The plot, based on the 2015 New York magazine article “The Hustlers at Scores” by Jessica Pressler, tells the story of Destiny (Constance Wu, also excellent), a “stripper with a heart of gold” who, in 2007, moves from Las Vegas to New York City to care for her grandmother. She finds employment at Moves, where Lopez’s top-earning Ramona rules the roost (her early dance to Fiona Apple’s “Criminal,” so well done, establishes this) and takes Destiny under her glitter-covered wing. 

The good times get rolling for Destiny and Ramona. Its all designer handbags, Cadillac Escalades and financial independence. Usher even rolls into the club one night.

Without warning, the 2008 Wall Street crisis hits, and the Cristal and Benjamins stop raining. Destiny and Ramona devise a plan to get their groove back: Lure wealthy Wall Street men, get them so messed up they hand over their Platinum cards willingly and drain them for all they’re worth. The hustle works.

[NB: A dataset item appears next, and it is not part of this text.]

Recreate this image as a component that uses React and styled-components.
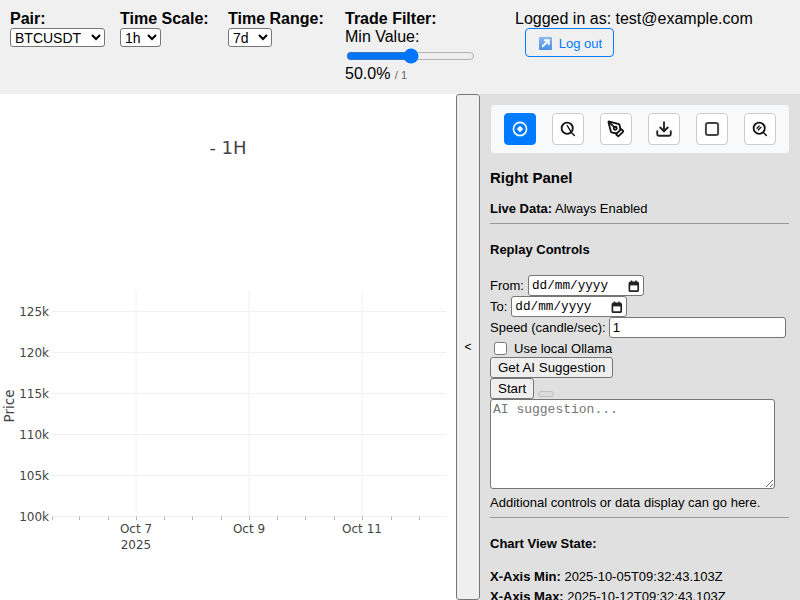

After all, these are the same people responsible for almost bankrupting the entire country. 

Eventually, things get complicated.

While Lopez’s performance will definitely garner some Oscar talk, the biggest props here belong to director Lorene Scafaria, whose previous directorial output had been limited to a pair of fairly bland dramedies that made little to no noise at the box office. 

Apparently all Scafaria needed was the right material with the right cast to work with because this film should shoot her career out of the proverbial cannon.

Contrast this film with last year’s male-directed “Ocean’s 8,” a female-cast-driven caper film with all the star power in the world that was nonetheless a complete dud— contrived, lifeless and, worst of all, boring.

For Scafaria to take material rife for exploitation, stripping, and craft a delicate balancing act of a film — sensitive to the plight of women trying to get theirs in a man’s world while owning the sexuality of the material — demonstrates the deft touch of an extremely talented female filmmaker. Her movie doesn’t run and hide from its depiction of the sexuality of the business — it revels in it. Owns it. Makes it cinematic.

If this is the direction Hollywood wants to take adult-oriented entertainment in the future — sensitive and statement-making but remembering above all else that the theater-going experience is supposed to be fun —  well, I am here for it. Even the end credits are a revelation— a bright, fluorescent exclamation point on one of the movie-going year’s most pleasant surprises.